Pre-Immigration Tax Planning – Strategic Financial Moves Before Relocation
Implementing tax planning strategies before becoming a Canadian tax resident can lead to significant tax savings.
- Asset Disposition: Consider selling assets that may attract high capital gains taxes in Canada before your move, as Canada taxes capital gains accrued after becoming a resident.
- Retirement Accounts: Evaluate the treatment of U.S. retirement accounts like 401(k)s and IRAs under Canadian tax law. In some cases, withdrawing funds before relocating can be tax-efficient and/or IRA Roth conversions while still in the U.S. can provide massive long-term tax savings in both Canada and the U.S. However, they do require careful analysis before the establishment of Canadian tax residency.
- Asset Equalization: To optimize future Canadian household tax savings, consider a strategy that equalizes your asset base before establishing Canadian tax residency, with careful consideration of your U.S. immigration status.
- Business Structures: Certain U.S. small business structures are tailored for tax-efficient wealth accumulation. However, maintaining these structures during a relocation to Canada can result in unfavorable tax consequences. Therefore, it’s crucial to review your specific circumstances with a knowledgeable cross-border wealth advisor at Cardinal Point.
Key Consideration: Early planning is crucial. Engage with Cardinal Point cross-border financial advisors experienced in cross-border transitions to develop a tailored strategy that aligns with your financial goals.
Cross-Border Investment Management – Coordinated Approach to Investments
Managing investments across borders necessitates an understanding of both U.S. and Canadian regulations to ensure tax efficiency and compliance.
- Investment Accounts: Determine which assets should be transferred to Canada and which should remain in the U.S. Factors include tax implications, currency considerations, investment objectives and the U.S. based custodian you have your accounts with prior to the move to Canada.
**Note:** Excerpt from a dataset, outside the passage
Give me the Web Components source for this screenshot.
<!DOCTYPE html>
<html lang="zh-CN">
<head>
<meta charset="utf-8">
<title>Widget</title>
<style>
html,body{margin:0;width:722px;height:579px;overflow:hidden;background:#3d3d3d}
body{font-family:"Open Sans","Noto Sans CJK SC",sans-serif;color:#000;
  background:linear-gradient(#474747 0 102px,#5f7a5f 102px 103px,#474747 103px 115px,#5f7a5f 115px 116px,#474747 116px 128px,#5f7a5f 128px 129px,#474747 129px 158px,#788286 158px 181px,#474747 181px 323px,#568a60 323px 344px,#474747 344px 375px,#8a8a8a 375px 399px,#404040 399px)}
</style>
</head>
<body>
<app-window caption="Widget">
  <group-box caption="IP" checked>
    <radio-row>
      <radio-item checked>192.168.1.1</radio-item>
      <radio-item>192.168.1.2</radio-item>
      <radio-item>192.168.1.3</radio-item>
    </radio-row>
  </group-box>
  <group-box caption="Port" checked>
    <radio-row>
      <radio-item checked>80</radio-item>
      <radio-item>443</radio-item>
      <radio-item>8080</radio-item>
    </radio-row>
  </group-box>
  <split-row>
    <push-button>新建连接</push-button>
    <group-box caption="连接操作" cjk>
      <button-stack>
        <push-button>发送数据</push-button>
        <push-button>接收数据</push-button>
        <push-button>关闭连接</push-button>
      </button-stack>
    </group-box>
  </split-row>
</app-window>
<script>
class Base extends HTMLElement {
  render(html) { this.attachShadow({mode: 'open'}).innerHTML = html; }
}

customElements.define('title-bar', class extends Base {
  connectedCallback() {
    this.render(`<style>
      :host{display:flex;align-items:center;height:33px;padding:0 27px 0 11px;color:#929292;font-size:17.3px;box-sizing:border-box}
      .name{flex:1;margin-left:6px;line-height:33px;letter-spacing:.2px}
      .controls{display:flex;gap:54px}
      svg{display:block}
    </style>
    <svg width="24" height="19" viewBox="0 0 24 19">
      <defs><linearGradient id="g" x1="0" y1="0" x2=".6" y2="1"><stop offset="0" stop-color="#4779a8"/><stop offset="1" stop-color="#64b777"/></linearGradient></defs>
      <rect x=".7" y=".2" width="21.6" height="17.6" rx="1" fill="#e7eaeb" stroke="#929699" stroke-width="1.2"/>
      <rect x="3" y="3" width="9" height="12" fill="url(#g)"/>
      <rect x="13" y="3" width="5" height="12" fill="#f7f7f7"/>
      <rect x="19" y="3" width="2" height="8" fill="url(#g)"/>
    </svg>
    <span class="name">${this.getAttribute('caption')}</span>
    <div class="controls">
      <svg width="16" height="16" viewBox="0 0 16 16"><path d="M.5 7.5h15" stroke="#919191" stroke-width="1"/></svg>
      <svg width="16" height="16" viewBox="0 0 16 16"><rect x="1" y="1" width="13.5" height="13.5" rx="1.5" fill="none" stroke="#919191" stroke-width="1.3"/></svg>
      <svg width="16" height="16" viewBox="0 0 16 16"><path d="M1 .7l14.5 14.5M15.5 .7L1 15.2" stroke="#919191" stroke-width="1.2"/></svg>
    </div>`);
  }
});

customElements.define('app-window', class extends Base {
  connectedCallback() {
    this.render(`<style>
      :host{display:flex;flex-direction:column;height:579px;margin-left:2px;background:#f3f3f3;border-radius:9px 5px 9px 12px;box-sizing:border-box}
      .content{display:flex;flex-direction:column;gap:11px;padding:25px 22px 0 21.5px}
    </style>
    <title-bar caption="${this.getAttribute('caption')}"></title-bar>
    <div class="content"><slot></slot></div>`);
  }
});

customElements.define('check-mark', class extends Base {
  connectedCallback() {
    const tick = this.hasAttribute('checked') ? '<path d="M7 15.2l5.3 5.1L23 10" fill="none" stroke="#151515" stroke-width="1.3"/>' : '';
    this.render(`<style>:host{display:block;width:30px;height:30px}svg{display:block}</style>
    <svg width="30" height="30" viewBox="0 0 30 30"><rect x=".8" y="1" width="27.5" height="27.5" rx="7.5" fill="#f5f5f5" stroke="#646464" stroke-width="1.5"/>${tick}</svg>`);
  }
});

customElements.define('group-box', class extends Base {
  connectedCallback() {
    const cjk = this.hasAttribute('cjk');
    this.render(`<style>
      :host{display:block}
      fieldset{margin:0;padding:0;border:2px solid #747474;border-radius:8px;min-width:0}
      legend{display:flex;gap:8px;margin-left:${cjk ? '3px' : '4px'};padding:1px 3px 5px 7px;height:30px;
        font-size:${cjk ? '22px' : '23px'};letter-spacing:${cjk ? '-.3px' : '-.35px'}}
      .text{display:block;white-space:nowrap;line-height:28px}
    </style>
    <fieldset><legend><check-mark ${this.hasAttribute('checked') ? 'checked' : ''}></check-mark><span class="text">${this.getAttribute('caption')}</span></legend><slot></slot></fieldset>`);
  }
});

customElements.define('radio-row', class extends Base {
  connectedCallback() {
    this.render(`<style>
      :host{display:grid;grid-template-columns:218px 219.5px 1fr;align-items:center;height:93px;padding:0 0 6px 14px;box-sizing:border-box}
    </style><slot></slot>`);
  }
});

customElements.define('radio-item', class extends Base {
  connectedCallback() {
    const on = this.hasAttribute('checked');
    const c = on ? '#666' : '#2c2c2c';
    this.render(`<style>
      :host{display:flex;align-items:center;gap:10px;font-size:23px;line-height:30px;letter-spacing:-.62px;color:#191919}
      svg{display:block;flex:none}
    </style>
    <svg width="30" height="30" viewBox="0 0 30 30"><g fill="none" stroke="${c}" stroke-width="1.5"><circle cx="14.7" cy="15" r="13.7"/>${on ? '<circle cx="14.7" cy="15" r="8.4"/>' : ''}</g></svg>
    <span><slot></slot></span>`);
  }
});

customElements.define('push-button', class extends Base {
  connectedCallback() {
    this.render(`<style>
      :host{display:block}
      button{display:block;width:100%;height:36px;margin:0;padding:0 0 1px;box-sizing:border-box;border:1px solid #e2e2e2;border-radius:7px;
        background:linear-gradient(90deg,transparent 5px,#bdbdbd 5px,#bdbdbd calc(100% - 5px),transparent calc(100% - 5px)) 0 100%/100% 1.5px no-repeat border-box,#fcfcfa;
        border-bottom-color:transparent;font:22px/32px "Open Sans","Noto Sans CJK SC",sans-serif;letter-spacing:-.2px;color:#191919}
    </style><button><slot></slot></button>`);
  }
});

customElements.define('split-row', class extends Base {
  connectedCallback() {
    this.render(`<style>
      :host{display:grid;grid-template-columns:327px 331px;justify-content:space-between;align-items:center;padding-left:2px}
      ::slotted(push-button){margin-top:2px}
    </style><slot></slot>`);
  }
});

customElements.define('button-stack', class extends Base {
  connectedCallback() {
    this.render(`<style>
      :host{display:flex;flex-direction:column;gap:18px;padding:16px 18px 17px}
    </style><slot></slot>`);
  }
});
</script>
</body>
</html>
- Cross-Border Advice: Most U.S. investment advisors are not registered and licensed to provide investment advice to a resident of Canada. It is important to seek a qualified cross-border advisor that can oversee investment accounts in both countries.
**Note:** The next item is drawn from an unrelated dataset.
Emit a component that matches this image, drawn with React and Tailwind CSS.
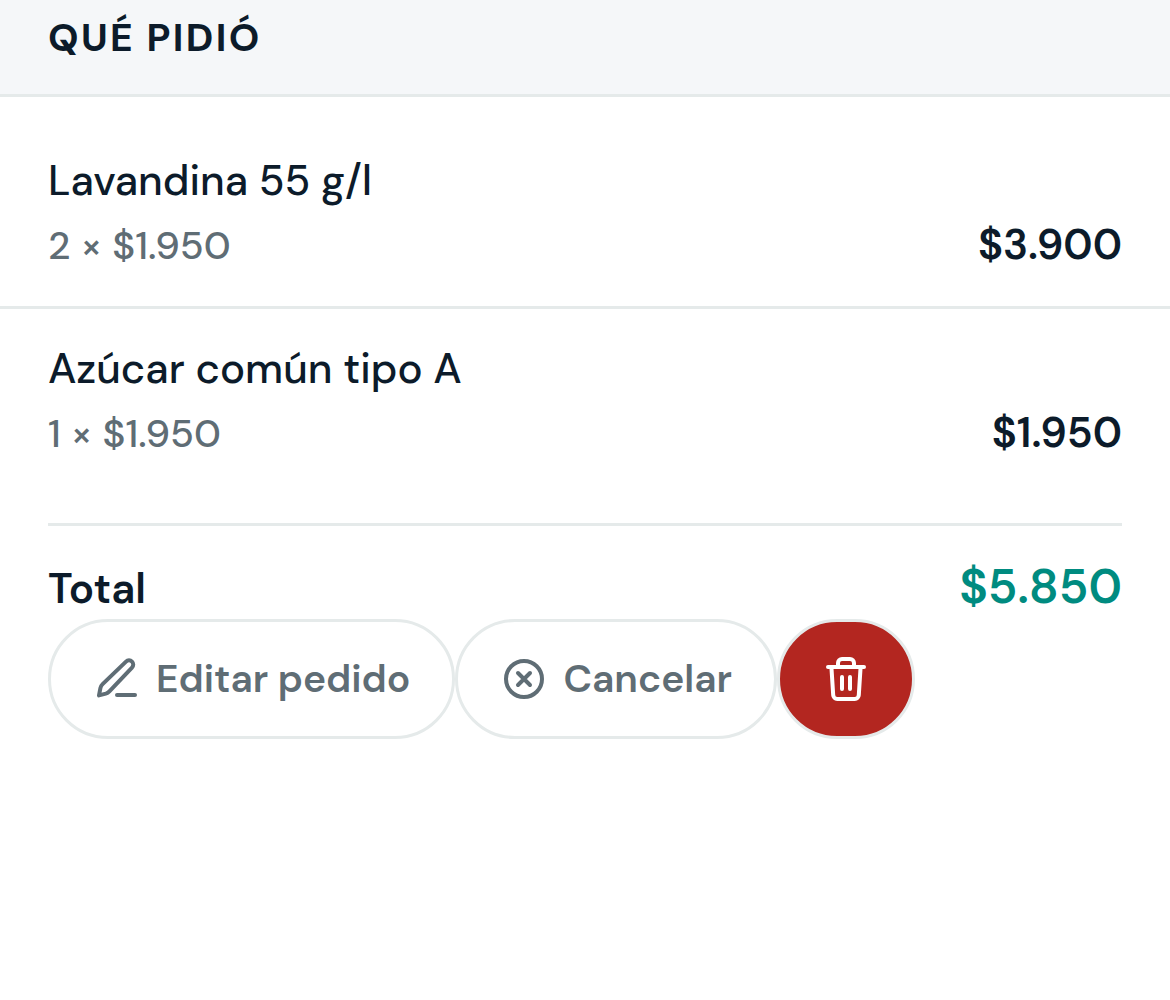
const ITEMS = [
  { name: 'Lavandina 55 g/l', qty: 2, price: 1950 },
  { name: 'Azúcar común tipo A', qty: 1, price: 1950 },
];

const money = (n) => '$' + String(n).replace(/\B(?=(\d{3})+$)/g, '.');

function Icon({ children }) {
  return (
    <svg className="size-12 shrink-0" viewBox="0 0 24 24" fill="none" stroke="currentColor"
         strokeWidth={2} strokeLinecap="round" strokeLinejoin="round" aria-hidden="true">
      {children}
    </svg>
  );
}

function PillButton({ className, children, ...rest }) {
  return (
    <button
      type="button"
      className={`flex h-[120px] items-center gap-[15px] rounded-full border-3 border-[#e5eaea] px-[42px] text-[39px] leading-[60px] font-semibold ${className}`}
      {...rest}
    >
      {children}
    </button>
  );
}

export default function App() {
  const total = ITEMS.reduce((sum, i) => sum + i.qty * i.price, 0);

  return (
    <div className="min-h-screen bg-white font-['DM_Sans','Inter',sans-serif] text-[#0c1b2a]">

      {/* Header */}
      <header className="border-b-3 border-[#e5eaea] bg-[#f5f7f9] px-12 pt-2 pb-[26px]">
        <h2 className="text-[39px] leading-[60px] font-bold tracking-[0.06em]">QUÉ PIDIÓ</h2>
      </header>

      {/* Items */}
      <ul className="pt-6">
        {ITEMS.map((item) => (
          <li key={item.name}
              className="flex items-end justify-between border-b-3 border-[#e5eaea] px-12 pt-7 pb-[30px] last:border-b-0">
            <div>
              <p className="text-[42px] leading-[63px] font-medium">{item.name}</p>
              <p className="mt-1 text-[39px] leading-[60px] font-medium text-[#5f6d75]">{item.qty} × {money(item.price)}</p>
            </div>
            <span className="text-[42px] leading-[63px] font-semibold">{money(item.qty * item.price)}</span>
          </li>
        ))}
      </ul>

      {/* Total + actions */}
      <div className="mt-[29px] px-12">
        <div className="flex items-baseline justify-between border-t-3 border-[#e5eaea] pt-[31px]">
          <span className="text-[42px] leading-[60px] font-semibold">Total</span>
          <span className="text-[48px] leading-[60px] font-semibold text-[#008b80]">{money(total)}</span>
        </div>
        <div className="flex">
          <PillButton className="text-[#5f6d75]">
            <Icon>
              <path d="M12 20h9" />
              <path d="M16.5 3.3a2 2 0 0 1 3 3L8.2 18.2a4 4 0 0 1-1.8 1.1L3 20.2l.7-3.6a4 4 0 0 1 1.1-2z" />
            </Icon>
            Editar pedido
          </PillButton>
          <PillButton className="text-[#5f6d75]">
            <Icon>
              <circle cx="12" cy="12" r="9" />
              <path d="M9 9l6 6M15 9l-6 6" />
            </Icon>
            Cancelar
          </PillButton>
          <PillButton className="bg-[#b32620] text-white" aria-label="Eliminar pedido">
            <Icon>
              <path d="M3 6h18" />
              <path d="M8 6V4a2 2 0 0 1 2-2h4a2 2 0 0 1 2 2v2" />
              <path d="M19.3 6l-.9 14.1a2 2 0 0 1-2 1.9H7.6a2 2 0 0 1-2-1.9L4.7 6" />
              <path d="M10 11v6M14 11v6" />
            </Icon>
          </PillButton>
        </div>
      </div>
    </div>
  );
}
- Deemed Acquisition Dates: Aligning your investment strategy with your Canadian tax entry date is crucial. As a U.S. taxpayer residing in Canada, you’ll be handling dual sets of cost basis. The cross-border tax implications of any future sales must be carefully evaluated in relation to these competing cost bases and thoroughly analyzed through the Canada/U.S. Tax Treaty.
- Currency Conversion: Develop strategies to manage currency risk, especially if you have income or expenses in both U.S. dollars and Canadian dollars.
Key Consideration: A coordinated investment strategy that considers cross-border tax implications can enhance returns and reduce risks associated with currency fluctuations. Partnering with a Canada-U.S. dually registered and licensed Cardinal Point cross-border financial advisor that can oversee investment accounts domiciled in both Canada and the U.S. ensures all cross-border assets are managed in a coordinated and integrated fashion.
Retirement Planning – Navigating Cross-Border Retirement Benefits
Understanding how your move affects retirement planning is essential for long-term financial security.
- Social Security and CPP: The Canada-U.S. Totalization Agreement coordinates benefits between U.S. Social Security and the Canada Pension Plan (CPP), preventing double contributions and ensuring eligibility.
- Retirement Account Distributions: Plan the timing and manner of withdrawals from U.S. retirement accounts to minimize tax impacts under Canadian law.
Key Consideration: Consult with Cardinal Point cross-border financial advisors knowledgeable in cross-border retirement and tax planning to optimize benefit claims and distribution strategies.
Estate Planning – Harmonizing Estate Plans Across Borders
An effective estate plan accounts for the legal and tax frameworks of both countries.
- Wills and Trusts: Ensure your estate documents are valid in both jurisdictions and consider the tax implications of transferring assets across borders. You should also be mindful of some of the unique planning and distribution matters with respect to where your beneficiaries are located.
- Tax Implications: Be aware of potential estate and gift taxes in the U.S. and how they interact with Canadian tax laws.
Key Consideration: Regularly review and update your estate plan with Cardinal Point cross-border financial advisors experienced in cross-border estate issues to reflect changes in laws and personal circumstances.
Compliance and Reporting – Meeting Obligations in Both Countries
Maintaining compliance with tax reporting requirements is critical to avoid penalties.
- Foreign Account Reporting: Both countries have stringent rules for reporting foreign financial accounts, such as the U.S. FBAR (FinCEN 114 and IRS Form 8938) and Canada’s Foreign Income Verification Statement (Form T1135).
- Annual Filings: Stay abreast of filing deadlines and required forms in both countries to ensure timely compliance.
Key Consideration: Utilize the advice of Cardinal Point cross-border tax advisors who specialize in cross-border compliance to navigate these complex requirements effectively.
Conclusion
Moving from the U.S. to Canada presents a myriad of financial and tax planning challenges. Proactive, personalized planning guided by Cardinal Point cross-border financial and tax advisors with cross-border expertise, is essential to optimize your financial situation and ensure a smooth transition. By addressing immigration and residency status, mitigating double taxation, strategically managing investments, properly structuring your cross-border estate plan and staying compliant with reporting obligations, you can confidently navigate the complexities of your move and secure your financial future in Canada.